After Independence I emigrated from Southern Africa with my family to Adelaide, Australia, where I did my schooling before getting a job as a journalist, writing fiction in the evenings and features for newspapers and magazines during the day.
In my twenties, the chance discovery of my grandfather’s pictorial diary led to my visiting Botswana, the country where he and my father were born and brought up. My holiday resulted in an unexpected job offer to manage a safari lodge for two months in the beautiful Okavango Delta, so I took time off from my job as a journalist on Adelaide’s metropolitan daily, The Advertiser. The day before I flew back to Australia I met a handsome Norwegian bush pilot around a campfire and after eight months of letter writing, I married him in Akershus Festning, the chapel at Oslo Castle, before retuning to live with him in a thatched cottage in a mopani forest in Botswana.
Not surprisingly, adventure spills onto the pages of the romances I write, regardless of whether they are set during The Regency, Georgian, Victorian periods, or the English Civil War or, more latterly, in my Colonial Lesotho and Botswana-set romances.
Just as I’ve been restless my whole life, working in the safari business or as a husband/wife team in airborne geophysical survey throughout Africa, Greenland and French Guiana, or enjoying the expatriate life in Solomon Islands or Japan, I’m restless with the types of story I like to write.
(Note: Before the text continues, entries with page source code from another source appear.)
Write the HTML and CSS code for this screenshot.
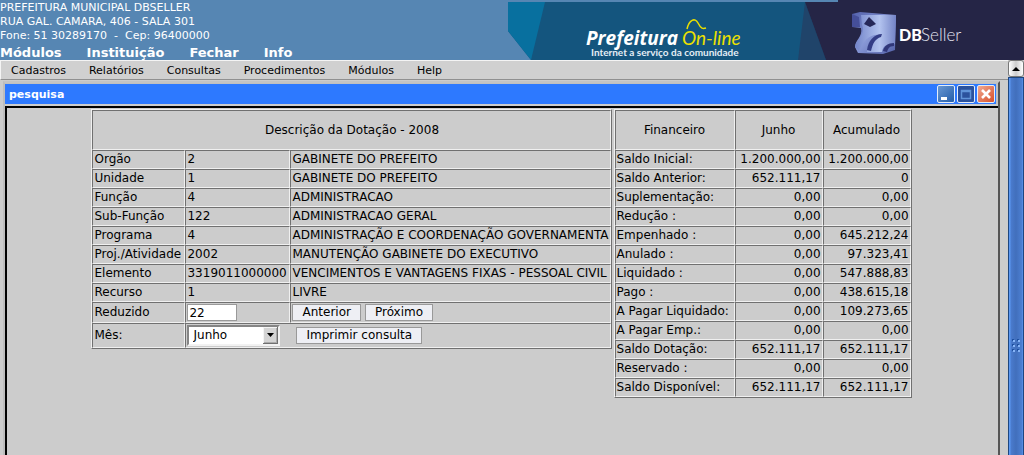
FILE: index.html
```html
<!DOCTYPE html>
<html lang="pt-BR">
<head>
<meta charset="utf-8">
<title>Prefeitura On-line</title>
<link rel="stylesheet" href="styles.css">
</head>
<body>
<header class="top">
  <div class="top-left">
    <address class="office">PREFEITURA MUNICIPAL DBSELLER<br>RUA GAL. CAMARA, 406 - SALA 301<br>Fone: 51 30289170 &nbsp;-&nbsp; Cep: 96400000</address>
    <nav class="main-nav"><a href="#">Módulos</a><a href="#">Instituição</a><a href="#">Fechar</a><a href="#">Info</a></nav>
  </div>
  <svg class="banner" viewBox="0 0 516 60" role="img" aria-label="Prefeitura On-line, DBSeller">
    <defs>
      <linearGradient id="cube" x1="0" y1="0" x2="1" y2="1"><stop offset="0" stop-color="#5260ab"/><stop offset=".5" stop-color="#8797d6"/><stop offset="1" stop-color="#5361a8"/></linearGradient>
      <linearGradient id="face" x1="0" y1="0" x2="1" y2="0"><stop offset="0" stop-color="#7284c9"/><stop offset=".6" stop-color="#b3c3ef"/><stop offset="1" stop-color="#7383c5"/></linearGradient>
    </defs>
    <path d="M0 2H330V60H23L0 31Z" fill="#14557e"/>
    <path d="M0 2H37L23 60L0 31Z" fill="#08709f"/>
    <path d="M297 2L318 60H290Z" fill="#20446a"/>
    <path d="M297 2H330V0H516V60H318Z" fill="#252546"/>
    <text class="brand" x="78" y="45">Prefeitura</text>
    <text class="brand-alt" x="174" y="45">On-line</text>
    <path d="M179 29C181 20 187 17 190 23S195 29 198 28" fill="none" stroke="#ece000" stroke-width="1.5"/>
    <text class="tagline" x="83" y="56">Internet a serviço da comunidade</text>
    <path d="M344 14L352 12L388 15L387 50L375 54L350 53L347 47C347 40 355 37 353 28L344 27Z" fill="url(#cube)"/>
    <path d="M353 15L388 15L387 44C379 43 375 46 374 52L359 52C359 44 364 37 373 35C362 33 355 41 351 51L347 47C350 37 358 34 354 25Z" fill="url(#face)"/>
    <path d="M361 17L368 24L362 27L356 24Z" fill="#262858"/>
    <path d="M359 50C360 41 366 34 374 34L373 37C367 39 365 43 363 51Z" fill="#343d86"/>
    <path d="M375 51C376 46 380 43 386 43L386 46C381 46 380 49 379 52Z" fill="#303779"/>
    <path d="M344 14L351 17L352 27L344 27Z" fill="#454f99"/>
    <text class="logo-bold" x="391" y="41">DB</text>
    <text class="logo-light" x="413" y="41">Seller</text>
  </svg>
</header>
<div class="shell">
  <main class="content">
    <nav class="menu"><a href="#">Cadastros</a><a href="#">Relatórios</a><a href="#">Consultas</a><a href="#">Procedimentos</a><a href="#">Módulos</a><a href="#">Help</a></nav>
    <section class="window">
      <div class="titlebar">
        <h1 class="title">pesquisa</h1>
        <button class="win-btn" type="button" aria-label="Minimizar"><svg viewBox="0 0 16 16"><path d="M3 11H9V14H3Z" fill="#fff"/></svg></button>
        <button class="win-btn win-max" type="button" aria-label="Maximizar"><svg viewBox="0 0 16 16"><path d="M3.500 4.500H12.500V12.500H3.500ZM3 5.500H13" fill="none" stroke="#5f93d8" stroke-width="1.500"/></svg></button>
        <button class="win-btn win-close" type="button" aria-label="Fechar janela"><svg viewBox="0 0 16 16"><path d="M4 4L12 12M12 4L4 12" stroke="#fff" stroke-width="2.600"/></svg></button>
      </div>
      <div class="pane">
        <table class="grid details">
          <colgroup><col class="c-name"><col class="c-code"><col class="c-text"></colgroup>
          <tr class="head"><td colspan="3">Descrição da Dotação - 2008</td></tr>
          <tr><td>Orgão</td><td>2</td><td>GABINETE DO PREFEITO</td></tr>
          <tr><td>Unidade</td><td>1</td><td>GABINETE DO PREFEITO</td></tr>
          <tr><td>Função</td><td>4</td><td>ADMINISTRACAO</td></tr>
          <tr><td>Sub-Função</td><td>122</td><td>ADMINISTRACAO GERAL</td></tr>
          <tr><td>Programa</td><td>4</td><td>ADMINISTRAÇÃO E COORDENAÇÃO GOVERNAMENTA</td></tr>
          <tr><td>Proj./Atividade</td><td>2002</td><td>MANUTENÇÃO GABINETE DO EXECUTIVO</td></tr>
          <tr><td>Elemento</td><td>3319011000000</td><td>VENCIMENTOS E VANTAGENS FIXAS - PESSOAL CIVIL</td></tr>
          <tr><td>Recurso</td><td>1</td><td>LIVRE</td></tr>
          <tr><td><label for="red">Reduzido</label></td><td><input class="field" id="red" type="text" value="22"></td><td><div class="actions"><button class="btn" type="button">Anterior</button><button class="btn" type="button">Próximo</button></div></td></tr>
          <tr><td><label for="mes">Mês:</label></td><td colspan="2"><div class="month"><span class="picker"><select id="mes"><option>Junho</option></select><svg class="arrow" viewBox="0 0 15 17" aria-hidden="true"><path d="M0 0H15V17H0Z" fill="#707070"/><path d="M0 0H14V16H0Z" fill="#f4f4f4"/><path d="M1 1H14V16H1Z" fill="#aaa"/><path d="M1 1H13V15H1Z" fill="#d4d4d4"/><path d="M4 6H11L7.500 10Z"/></svg></span><button class="btn" type="button">Imprimir consulta</button></div></td></tr>
        </table>
        <table class="grid finance">
          <colgroup><col class="c-item"><col class="c-value"><col class="c-value"></colgroup>
          <tr class="head"><th>Financeiro</th><th>Junho</th><th>Acumulado</th></tr>
          <tr><td>Saldo Inicial:</td><td>1.200.000,00</td><td>1.200.000,00</td></tr>
          <tr><td>Saldo Anterior:</td><td>652.111,17</td><td>0</td></tr>
          <tr><td>Suplementação:</td><td>0,00</td><td>0,00</td></tr>
          <tr><td>Redução :</td><td>0,00</td><td>0,00</td></tr>
          <tr><td>Empenhado :</td><td>0,00</td><td>645.212,24</td></tr>
          <tr><td>Anulado :</td><td>0,00</td><td>97.323,41</td></tr>
          <tr><td>Liquidado :</td><td>0,00</td><td>547.888,83</td></tr>
          <tr><td>Pago :</td><td>0,00</td><td>438.615,18</td></tr>
          <tr><td>A Pagar Liquidado:</td><td>0,00</td><td>109.273,65</td></tr>
          <tr><td>A Pagar Emp.:</td><td>0,00</td><td>0,00</td></tr>
          <tr><td>Saldo Dotação:</td><td>652.111,17</td><td>652.111,17</td></tr>
          <tr><td>Reservado :</td><td>0,00</td><td>0,00</td></tr>
          <tr><td>Saldo Disponível:</td><td>652.111,17</td><td>652.111,17</td></tr>
        </table>
      </div>
    </section>
  </main>
  <div class="scroll">
    <button class="scroll-up" type="button" aria-label="Rolar para cima"><svg viewBox="0 0 14 14"><path d="M3 9L7 5L11 9Z"/></svg></button>
    <div class="thumb"><svg class="grip" viewBox="0 0 9 13"><path d="M0 0H2V2H0ZM5 0H7V2H5ZM0 5H2V7H0ZM5 5H7V7H5ZM0 10H2V12H0ZM5 10H7V12H5Z" fill="#1e50a0"/><path d="M1 1H3V3H1ZM6 1H8V3H6ZM1 6H3V8H1ZM6 6H8V8H6ZM1 11H3V13H1ZM6 11H8V13H6Z" fill="#86b4f7"/></svg></div>
  </div>
</div>
</body>
</html>
```
FILE: styles.css
```css
* { box-sizing: border-box; }
body {
  margin: 0;
  height: 100vh;
  display: flex;
  flex-direction: column;
  overflow: hidden;
  background: #ccc;
  color: #000;
  font-family: "DejaVu Sans", sans-serif;
  font-size: 12px;
}
a { color: inherit; text-decoration: none; }
svg { display: block; }

.top { display: flex; justify-content: space-between; background: #5686b3; color: #fff; }
.top-left { padding-top: 1px; }
.office { font-size: 11px; font-style: normal; line-height: 14px; }
.main-nav { display: flex; gap: 25px; padding-top: 3px; font-size: 13px; font-weight: bold; line-height: 14px; white-space: nowrap; }
.banner { width: 516px; height: 60px; flex: none; }
.brand { font: italic bold 19px "Open Sans", sans-serif; fill: #fff; }
.brand-alt { font: italic 19px Lato, sans-serif; fill: #ece000; }
.tagline { font: bold 10px Lato, sans-serif; fill: #e4edf5; }
.logo-bold { font: 900 16px Lato, sans-serif; fill: #fff; }
.logo-light { font: 300 17px Lato, sans-serif; fill: #e4e4f0; }

.shell { flex: 1; min-height: 0; display: flex; }
.content { flex: 1; min-width: 0; display: flex; flex-direction: column; }
.menu {
  display: flex;
  gap: 23px;
  padding: 1px 10px 0;
  background: #d0d0d0;
  border: 1px solid #f4f4f4;
  border-bottom-color: #909090;
  border-right: 0;
  font-size: 11px;
  line-height: 17px;
}
.window {
  flex: 1;
  display: flex;
  flex-direction: column;
  margin: 1px 8px 0 3px;
  border: 2px solid #bdbdbd;
  border-top-color: #c4c4c4;
  border-right-color: #555;
  border-bottom: 0;
}
.titlebar {
  display: flex;
  align-items: center;
  gap: 2px;
  height: 21px;
  padding: 0 1px 0 4px;
  background: #2d79ff;
  border-right: 2px solid #c0c0c0;
  border-top: 1px solid #c0c0c0;
}
.title { flex: 1; margin: 0; color: #fff; font-size: 11px; }
.win-btn { width: 18px; height: 18px; padding: 0; border: 1px solid #e3edfa; border-radius: 2px; background: linear-gradient(135deg, #6998d3, #245da8); }
.win-max { background: #2b529d; }
.win-close { background: linear-gradient(135deg, #efaa92, #d94e28); }
.pane {
  flex: 1;
  display: flex;
  justify-content: center;
  align-items: flex-start;
  gap: 2px;
  margin-top: 2px;
  padding-top: 1px;
  padding-right: 2px;
  border-top: 2px solid #000;
  border-left: 2px solid #000;
}

.grid { border: 1px solid; border-color: #f0f0f0 #707070 #707070 #f0f0f0; border-spacing: 0; table-layout: fixed; line-height: 15px; white-space: nowrap; }
.grid td, .grid th { padding: 1px; border: 1px solid; border-color: #707070 #f0f0f0 #f0f0f0 #707070; font-weight: normal; }
.grid .head > * { height: 40px; text-align: center; }
.grid td:first-child { padding-right: 0; }
.details { width: 520px; }
.finance { width: 298px; }
.finance td + td { text-align: right; }
.c-name { width: 93px; }
.c-code { width: 105px; }
.c-text { width: 320px; }
.c-item { width: 120px; }
.c-value { width: 88px; }

.field { display: block; width: 50px; height: 17px; padding: 0 1px; border: 1px solid #999; background: #fff; font: inherit; color: #000; }
.btn { height: 17px; padding: 0 9px; border: 1px solid #999; background: #eeeff4; font: inherit; line-height: 15px; color: #000; }
.actions { display: flex; gap: 4px; }
.month { display: flex; align-items: center; gap: 16px; }
.picker { display: grid; width: 93px; height: 21px; border: 2px solid; border-color: #858585 #f2f2f2 #f2f2f2 #858585; background: #fff; }
.picker select, .arrow { grid-area: 1 / 1; }
.picker select { width: 100%; padding: 0 4px; border: 0; background: #fff; font: inherit; color: #000; appearance: none; }
.arrow { width: 15px; height: 17px; justify-self: end; pointer-events: none; }

.scroll { width: 16px; display: flex; flex-direction: column; }
.scroll-up { height: 17px; padding: 0; border: 1px solid #777; border-radius: 3px; background: linear-gradient(90deg, #fff, #ccc, #fff); }
.thumb { flex: 1; display: grid; justify-items: center; align-content: start; padding-top: 261px; border: 1px solid #1d4680; border-bottom: 0; background: linear-gradient(90deg, #5b98f2 0, #5b98f2 1px, #4a7bcd 2px, #416fbc 50%, #4c7fd2 13px, #5b98f2 14px); }
.grip { width: 9px; height: 13px; }
```
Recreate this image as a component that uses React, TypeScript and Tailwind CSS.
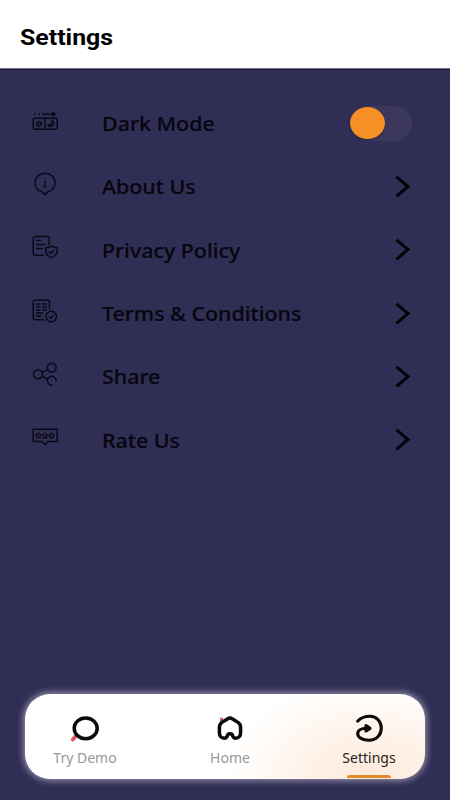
import type { ReactNode } from "react";

const rows: { label: string; icon: ReactNode }[] = [
  {
    label: "Dark Mode",
    icon: (
      <>
        <rect x="3.2" y="11.2" width="24" height="11" rx="1.6" />
        <path d="M15 11.2v11M4 7h2M8 7h2M12 7h11" />
        <path d="M22.5 4.6 26 7l-3.5 2.4z" fill="#0a0817" strokeWidth="0.8" />
        <circle cx="9" cy="16.8" r="1.8" />
        <path
          d="M9 12.8v1.4M9 19.4v1.4M5 16.8h1.4M11.6 16.8H13M6.2 14l.9.9M11 18.7l.9.9M6.2 19.6l.9-.9M11 14.9l.9-.9"
          strokeWidth="1"
        />
        <path d="M22.2 13.6c2.4 1.3 2.2 5-1 5.7-1.5.3-2.9-.3-3.4-1.4 2.6.4 4.6-1.6 4.4-4.3z" />
      </>
    ),
  },
  {
    label: "About Us",
    icon: (
      <>
        <path d="m15 24.6-3-2.8C7.8 20.7 4.9 17 4.9 12.7c0-5.2 4.5-9.4 10.1-9.4s10.1 4.2 10.1 9.4c0 4.3-2.9 8-7.1 9.1z" />
        <path d="M13.8 11.2H15v5.6M13.3 16.8h3.4M15 7.7v1.2" strokeWidth="1.2" />
      </>
    ),
  },
  {
    label: "Privacy Policy",
    icon: (
      <>
        <path d="M14 22.3H5.2a2 2 0 0 1-2-2V5.5a2 2 0 0 1 2-2h12a2 2 0 0 1 2 2V12M6 7.5h5M6 11.5h9.5M6 15.5h6.5" />
        <path d="M21.4 12.8c1.7 1.3 3.5 1.8 5.7 1.9v3.8c0 2.9-2.3 4.9-5.7 6.2-3.4-1.3-5.7-3.3-5.7-6.2v-3.8c2.2-.1 4-.6 5.7-1.9z" />
        <path d="m18.7 18.5 2 2 3.5-3.7" />
      </>
    ),
  },
  {
    label: "Terms & Conditions",
    icon: (
      <>
        <path d="M14.5 22.8H5.2a2 2 0 0 1-2-2V5a2 2 0 0 1 2-2h12.3a2 2 0 0 1 2 2v7.5" />
        <path d="M6 7h4.5M12 7h5M6 10h4.5M12 10h5M6 13h4.5M12 13h5M6 16h7M6 19h5.5" />
        <circle cx="21.2" cy="19.5" r="5.2" />
        <path d="m18.8 19.5 1.8 1.7 3-3.2" />
      </>
    ),
  },
  {
    label: "Share",
    icon: (
      <>
        <circle cx="8" cy="14.3" r="4.5" />
        <circle cx="21.7" cy="7.6" r="4.4" />
        <path d="M22.5 25a4.4 4.4 0 1 1 3.6-3.5M12.3 12.3l5.3-2.7M12.3 16.4l5.2 2.6" />
      </>
    ),
  },
  {
    label: "Rate Us",
    icon: (
      <>
        <path d="M3.2 6.3h23.9v12.3H18l-3 2.8-3-2.8H3.2z" />
        {[8.5, 15, 21.5].map((x) => (
          <path
            key={x}
            transform={`translate(${x} 12.6)`}
            d="M0-2.8.9-.9l2 .2L1.4.7l.4 2L0 1.7l-1.8 1 .4-2L-2.9-.7l2-.2z"
            strokeWidth="1.1"
          />
        ))}
      </>
    ),
  },
];

function Chevron() {
  return (
    <svg className="h-6 w-5" viewBox="0 0 20 24" fill="none" stroke="#030308" strokeWidth="3">
      <path d="M4.5 1.8 16 11.5 4.5 21.3" />
    </svg>
  );
}

function Toggle() {
  return (
    <div className="-mt-px h-[35px] w-[62px] rounded-full bg-[#3c385d] pt-px">
      <div className="h-8 w-[35px] rounded-[50%] bg-[#f69026] shadow-[0_1px_2px_rgba(0,0,0,0.4)]" />
    </div>
  );
}

function NavItem({ label, active, children }: { label: string; active?: boolean; children: ReactNode }) {
  return (
    <div className="relative flex w-20 flex-col items-center pt-[18px]">
      <svg className="h-8 w-8" viewBox="0 0 32 32" fill="none" stroke="#0b0a0b" strokeWidth="3.5" strokeLinecap="round" strokeLinejoin="round">
        {children}
      </svg>
      <span className={active ? "mt-1 text-sm leading-5 text-[#29211d]" : "mt-1 text-sm leading-5 text-[#999]"}>
        {label}
      </span>
      {active && <div className="absolute bottom-[1px] h-[3px] w-11 rounded-t-sm bg-[#e08a2c]" />}
    </div>
  );
}

export default function App() {
  return (
    <div className="flex h-[800px] w-[450px] flex-col overflow-hidden bg-[#312e56] font-['Noto_Sans',sans-serif]">
      <header className="flex h-[69px] shrink-0 items-center border-b border-[#77748e] bg-white pt-[7px] pl-5">
        <h1 className="origin-left scale-x-[1.13] font-[Roboto,sans-serif] text-[22px] font-bold text-black">Settings</h1>
      </header>
      <div className="h-px shrink-0 bg-[#1d193d]" />

      <main className="mt-[22px] grid h-[380px] grid-rows-6">
        {rows.map((row, i) => (
          <div key={row.label} className="flex items-center pr-[38px] pl-[30px]">
            <svg className="mb-1 h-[30px] w-[30px]" viewBox="0 0 30 30" fill="none" stroke="#0a0817" strokeWidth="1.5" strokeLinejoin="round">
              {row.icon}
            </svg>
            <div className="ml-[42px] flex-1 pt-px">
              <span className="inline-block origin-left scale-x-[1.07] text-xl font-medium whitespace-nowrap text-[#07060f] [-webkit-text-stroke:0.2px_#07060f]">
                {row.label}
              </span>
            </div>
            {i === 0 ? <Toggle /> : <Chevron />}
          </div>
        ))}
      </main>

      <nav className="mx-[25px] mt-auto mb-[21px] flex h-[85px] rounded-[25px] bg-white bg-[radial-gradient(ellipse_145px_95px_at_86%_95%,#fdebdd_0%,#fef1e7_40%,#fffaf6_75%,#ffffff_100%)] pl-5 shadow-[0_0_6px_2px_rgba(255,255,255,0.45)]">
        <NavItem label="Try Demo">
          <path d="m6.5 24.5-2.7 3" stroke="#e2525c" strokeWidth="3.8" />
          <ellipse cx="16.7" cy="16.3" rx="11.5" ry="10.4" />
        </NavItem>
        <div className="ml-[65px] flex">
          <NavItem label="Home">
            <path d="M7.5 5.8v4" stroke="#c8586a" strokeWidth="3" strokeLinecap="butt" />
            <path d="M16 6c-1 0-2 .6-3 1.2l-5 3.2c-2 1.4-2.6 2.800-2.6 5.100v5.300c0 3.200 2 5.400 4.800 5.400 1.800 0 2.600-.8 3-2.200.4-1.400 1.200-2.200 2.800-2.200s2.400.8 2.800 2.200c.4 1.400 1.200 2.200 3 2.200 2.800 0 4.800-2.200 4.800-5.400v-5.300c0-2.300-.6-3.700-2.600-5.100l-5-3.200C18 6.600 17 6 16 6z" />
          </NavItem>
        </div>
        <div className="ml-[59px] flex">
          <NavItem label="Settings" active>
            <path d="M4.6 9.2C7.5 6 12 4.2 17 4.200c6.500 0 11.300 5.300 11.300 12 0 6.800-5 12-12.300 12-6.500 0-11.300-2.600-11.300-6.400 0-3.500 3.800-5.500 8.300-5.500" strokeWidth="3.1" />
            <path d="M13 13.700v5.200l4-2.600z" fill="#0b0a0b" strokeWidth="3.2" />
          </NavItem>
        </div>
      </nav>
    </div>
  );
}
I love change and I love to experiment.
Yes, they’re all historicals, and they feature women who must use their cunning, intelligence or beauty to thwart the legal and social restrictions imposed on them by the society in which they live; but they’re also adventures and mysteries laced with suspense and intrigue.
Today I live in a pretty country town north of Melbourne with my gorgeous husband, our two daughters, and a Rhodesian Ridgeback puppy the size of a pony.